▶ **DO THIS**: Output all of the entries exactly as written.

▶ **DATA SECTION**:
-- BEGIN --
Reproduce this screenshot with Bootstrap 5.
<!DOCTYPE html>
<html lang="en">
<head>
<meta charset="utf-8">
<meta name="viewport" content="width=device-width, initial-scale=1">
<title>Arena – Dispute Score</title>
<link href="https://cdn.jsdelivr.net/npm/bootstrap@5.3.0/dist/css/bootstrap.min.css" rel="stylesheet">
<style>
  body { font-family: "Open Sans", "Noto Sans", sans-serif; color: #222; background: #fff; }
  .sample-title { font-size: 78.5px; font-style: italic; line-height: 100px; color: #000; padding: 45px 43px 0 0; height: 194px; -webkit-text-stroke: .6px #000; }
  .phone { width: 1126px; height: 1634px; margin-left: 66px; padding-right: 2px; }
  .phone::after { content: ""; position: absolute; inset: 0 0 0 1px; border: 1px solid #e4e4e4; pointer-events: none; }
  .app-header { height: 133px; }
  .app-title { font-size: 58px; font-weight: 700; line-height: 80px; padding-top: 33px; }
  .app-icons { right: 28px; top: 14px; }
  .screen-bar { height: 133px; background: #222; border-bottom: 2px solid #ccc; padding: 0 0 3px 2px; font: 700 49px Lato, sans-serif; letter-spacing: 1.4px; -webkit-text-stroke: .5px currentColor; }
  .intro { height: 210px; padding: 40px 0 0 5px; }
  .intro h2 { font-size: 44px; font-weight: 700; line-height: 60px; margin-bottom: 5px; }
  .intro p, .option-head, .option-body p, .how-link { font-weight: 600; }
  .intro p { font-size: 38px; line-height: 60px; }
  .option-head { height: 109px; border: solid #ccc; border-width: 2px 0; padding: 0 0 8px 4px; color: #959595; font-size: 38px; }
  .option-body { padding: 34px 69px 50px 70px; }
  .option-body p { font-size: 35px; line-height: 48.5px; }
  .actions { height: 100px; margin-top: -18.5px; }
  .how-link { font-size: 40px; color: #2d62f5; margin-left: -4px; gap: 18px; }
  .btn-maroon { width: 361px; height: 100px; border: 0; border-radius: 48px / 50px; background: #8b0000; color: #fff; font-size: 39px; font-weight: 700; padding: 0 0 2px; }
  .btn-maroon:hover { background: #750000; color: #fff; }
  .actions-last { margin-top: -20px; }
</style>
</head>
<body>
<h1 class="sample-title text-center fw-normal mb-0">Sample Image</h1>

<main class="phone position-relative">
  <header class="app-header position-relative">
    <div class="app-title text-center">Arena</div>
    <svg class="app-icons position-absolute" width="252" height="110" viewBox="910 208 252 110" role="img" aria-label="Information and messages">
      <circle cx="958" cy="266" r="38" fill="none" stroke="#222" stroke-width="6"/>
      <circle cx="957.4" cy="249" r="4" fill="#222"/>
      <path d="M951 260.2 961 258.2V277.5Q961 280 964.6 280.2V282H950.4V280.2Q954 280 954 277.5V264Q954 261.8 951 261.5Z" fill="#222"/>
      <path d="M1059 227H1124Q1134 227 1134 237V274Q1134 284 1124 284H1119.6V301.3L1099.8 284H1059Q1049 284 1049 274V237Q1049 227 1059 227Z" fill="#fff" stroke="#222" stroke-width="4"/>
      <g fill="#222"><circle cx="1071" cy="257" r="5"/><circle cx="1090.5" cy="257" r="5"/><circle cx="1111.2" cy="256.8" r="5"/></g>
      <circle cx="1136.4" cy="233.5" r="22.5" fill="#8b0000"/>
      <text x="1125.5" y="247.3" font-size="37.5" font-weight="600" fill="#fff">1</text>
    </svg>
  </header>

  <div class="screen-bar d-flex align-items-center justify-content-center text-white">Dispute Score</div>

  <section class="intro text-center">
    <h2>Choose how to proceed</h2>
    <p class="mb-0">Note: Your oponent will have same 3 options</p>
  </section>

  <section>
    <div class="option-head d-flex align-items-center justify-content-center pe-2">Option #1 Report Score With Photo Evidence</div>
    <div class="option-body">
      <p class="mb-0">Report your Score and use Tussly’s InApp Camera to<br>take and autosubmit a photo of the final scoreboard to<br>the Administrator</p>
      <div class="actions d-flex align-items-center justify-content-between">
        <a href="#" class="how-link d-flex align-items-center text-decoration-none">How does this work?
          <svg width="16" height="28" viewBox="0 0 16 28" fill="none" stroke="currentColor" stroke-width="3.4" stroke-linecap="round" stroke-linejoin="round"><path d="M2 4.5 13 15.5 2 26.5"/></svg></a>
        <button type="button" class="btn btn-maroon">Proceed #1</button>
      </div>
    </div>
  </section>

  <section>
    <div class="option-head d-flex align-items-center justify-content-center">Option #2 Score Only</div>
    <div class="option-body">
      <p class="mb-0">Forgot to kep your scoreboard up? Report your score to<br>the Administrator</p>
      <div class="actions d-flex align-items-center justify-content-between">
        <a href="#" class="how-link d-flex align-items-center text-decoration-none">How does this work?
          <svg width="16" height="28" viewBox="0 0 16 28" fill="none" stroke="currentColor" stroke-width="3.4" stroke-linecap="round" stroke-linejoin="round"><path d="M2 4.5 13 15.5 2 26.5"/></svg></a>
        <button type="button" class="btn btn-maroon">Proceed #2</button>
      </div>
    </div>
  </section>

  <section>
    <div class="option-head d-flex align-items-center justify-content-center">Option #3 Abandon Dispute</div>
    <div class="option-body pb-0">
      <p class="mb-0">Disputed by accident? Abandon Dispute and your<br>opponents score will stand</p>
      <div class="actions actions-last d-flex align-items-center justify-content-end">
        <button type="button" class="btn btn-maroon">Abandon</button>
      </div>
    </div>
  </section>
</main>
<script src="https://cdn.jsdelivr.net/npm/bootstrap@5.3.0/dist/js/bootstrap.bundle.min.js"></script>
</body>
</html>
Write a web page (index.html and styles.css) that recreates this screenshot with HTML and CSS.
-- END --
▶ **RIGHT ANSWER**:
Reproduce this screenshot with Bootstrap 5.
<!DOCTYPE html>
<html lang="en">
<head>
<meta charset="utf-8">
<meta name="viewport" content="width=device-width, initial-scale=1">
<title>Arena – Dispute Score</title>
<link href="https://cdn.jsdelivr.net/npm/bootstrap@5.3.0/dist/css/bootstrap.min.css" rel="stylesheet">
<style>
  body { font-family: "Open Sans", "Noto Sans", sans-serif; color: #222; background: #fff; }
  .sample-title { font-size: 78.5px; font-style: italic; line-height: 100px; color: #000; padding: 45px 43px 0 0; height: 194px; -webkit-text-stroke: .6px #000; }
  .phone { width: 1126px; height: 1634px; margin-left: 66px; padding-right: 2px; }
  .phone::after { content: ""; position: absolute; inset: 0 0 0 1px; border: 1px solid #e4e4e4; pointer-events: none; }
  .app-header { height: 133px; }
  .app-title { font-size: 58px; font-weight: 700; line-height: 80px; padding-top: 33px; }
  .app-icons { right: 28px; top: 14px; }
  .screen-bar { height: 133px; background: #222; border-bottom: 2px solid #ccc; padding: 0 0 3px 2px; font: 700 49px Lato, sans-serif; letter-spacing: 1.4px; -webkit-text-stroke: .5px currentColor; }
  .intro { height: 210px; padding: 40px 0 0 5px; }
  .intro h2 { font-size: 44px; font-weight: 700; line-height: 60px; margin-bottom: 5px; }
  .intro p, .option-head, .option-body p, .how-link { font-weight: 600; }
  .intro p { font-size: 38px; line-height: 60px; }
  .option-head { height: 109px; border: solid #ccc; border-width: 2px 0; padding: 0 0 8px 4px; color: #959595; font-size: 38px; }
  .option-body { padding: 34px 69px 50px 70px; }
  .option-body p { font-size: 35px; line-height: 48.5px; }
  .actions { height: 100px; margin-top: -18.5px; }
  .how-link { font-size: 40px; color: #2d62f5; margin-left: -4px; gap: 18px; }
  .btn-maroon { width: 361px; height: 100px; border: 0; border-radius: 48px / 50px; background: #8b0000; color: #fff; font-size: 39px; font-weight: 700; padding: 0 0 2px; }
  .btn-maroon:hover { background: #750000; color: #fff; }
  .actions-last { margin-top: -20px; }
</style>
</head>
<body>
<h1 class="sample-title text-center fw-normal mb-0">Sample Image</h1>

<main class="phone position-relative">
  <header class="app-header position-relative">
    <div class="app-title text-center">Arena</div>
    <svg class="app-icons position-absolute" width="252" height="110" viewBox="910 208 252 110" role="img" aria-label="Information and messages">
      <circle cx="958" cy="266" r="38" fill="none" stroke="#222" stroke-width="6"/>
      <circle cx="957.4" cy="249" r="4" fill="#222"/>
      <path d="M951 260.2 961 258.2V277.5Q961 280 964.6 280.2V282H950.4V280.2Q954 280 954 277.5V264Q954 261.8 951 261.5Z" fill="#222"/>
      <path d="M1059 227H1124Q1134 227 1134 237V274Q1134 284 1124 284H1119.6V301.3L1099.8 284H1059Q1049 284 1049 274V237Q1049 227 1059 227Z" fill="#fff" stroke="#222" stroke-width="4"/>
      <g fill="#222"><circle cx="1071" cy="257" r="5"/><circle cx="1090.5" cy="257" r="5"/><circle cx="1111.2" cy="256.8" r="5"/></g>
      <circle cx="1136.4" cy="233.5" r="22.5" fill="#8b0000"/>
      <text x="1125.5" y="247.3" font-size="37.5" font-weight="600" fill="#fff">1</text>
    </svg>
  </header>

  <div class="screen-bar d-flex align-items-center justify-content-center text-white">Dispute Score</div>

  <section class="intro text-center">
    <h2>Choose how to proceed</h2>
    <p class="mb-0">Note: Your oponent will have same 3 options</p>
  </section>

  <section>
    <div class="option-head d-flex align-items-center justify-content-center pe-2">Option #1 Report Score With Photo Evidence</div>
    <div class="option-body">
      <p class="mb-0">Report your Score and use Tussly’s InApp Camera to<br>take and autosubmit a photo of the final scoreboard to<br>the Administrator</p>
      <div class="actions d-flex align-items-center justify-content-between">
        <a href="#" class="how-link d-flex align-items-center text-decoration-none">How does this work?
          <svg width="16" height="28" viewBox="0 0 16 28" fill="none" stroke="currentColor" stroke-width="3.4" stroke-linecap="round" stroke-linejoin="round"><path d="M2 4.5 13 15.5 2 26.5"/></svg></a>
        <button type="button" class="btn btn-maroon">Proceed #1</button>
      </div>
    </div>
  </section>

  <section>
    <div class="option-head d-flex align-items-center justify-content-center">Option #2 Score Only</div>
    <div class="option-body">
      <p class="mb-0">Forgot to kep your scoreboard up? Report your score to<br>the Administrator</p>
      <div class="actions d-flex align-items-center justify-content-between">
        <a href="#" class="how-link d-flex align-items-center text-decoration-none">How does this work?
          <svg width="16" height="28" viewBox="0 0 16 28" fill="none" stroke="currentColor" stroke-width="3.4" stroke-linecap="round" stroke-linejoin="round"><path d="M2 4.5 13 15.5 2 26.5"/></svg></a>
        <button type="button" class="btn btn-maroon">Proceed #2</button>
      </div>
    </div>
  </section>

  <section>
    <div class="option-head d-flex align-items-center justify-content-center">Option #3 Abandon Dispute</div>
    <div class="option-body pb-0">
      <p class="mb-0">Disputed by accident? Abandon Dispute and your<br>opponents score will stand</p>
      <div class="actions actions-last d-flex align-items-center justify-content-end">
        <button type="button" class="btn btn-maroon">Abandon</button>
      </div>
    </div>
  </section>
</main>
<script src="https://cdn.jsdelivr.net/npm/bootstrap@5.3.0/dist/js/bootstrap.bundle.min.js"></script>
</body>
</html>
Write a web page (index.html and styles.css) that recreates this screenshot with HTML and CSS.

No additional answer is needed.